ETL is the backbone of data management, particularly in tax technology. It involves three core stages: Extract, Transform, and Load.

  • Extract: This is where data is retrieved from various sources, such as ERP systems (e.g., SAP, Oracle), accounting software (e.g., QuickBooks, Xero), and tax engines. The challenge here is dealing with diverse data formats, structures, and access methods. For example, extracting sales data from a retail POS system often involves handling CSV files or connecting to a database. Tools like Alteryx and Informatica are particularly useful here.

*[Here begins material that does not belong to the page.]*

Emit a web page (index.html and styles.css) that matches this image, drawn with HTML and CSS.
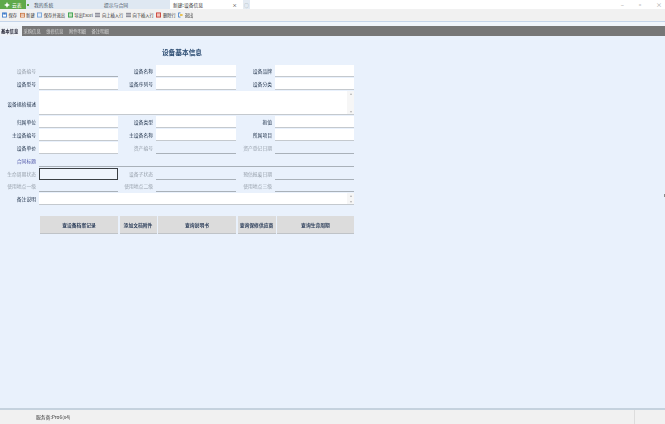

  • Transform: This stage cleans, standardizes, and converts the extracted data into a usable format. This often involves data cleansing (removing duplicates, correcting errors), data enrichment (adding missing fields), and data aggregation (summarizing data at various levels). For instance, transforming sales data may involve calculating taxable sales, grouping sales by product category, or mapping disparate chart of accounts. You might use formulas, scripting, and data lookups. Tax compliance often hinges on accurate transformations.

  • Load: Finally, the transformed data is loaded into a data warehouse or data lake. This stage determines how efficiently your data is available for reporting and analysis. Consider loading a star schema (detailed below) or a columnar data store (like Snowflake) to optimize querying. The design of your target database is critical. Think about what business questions you need to answer.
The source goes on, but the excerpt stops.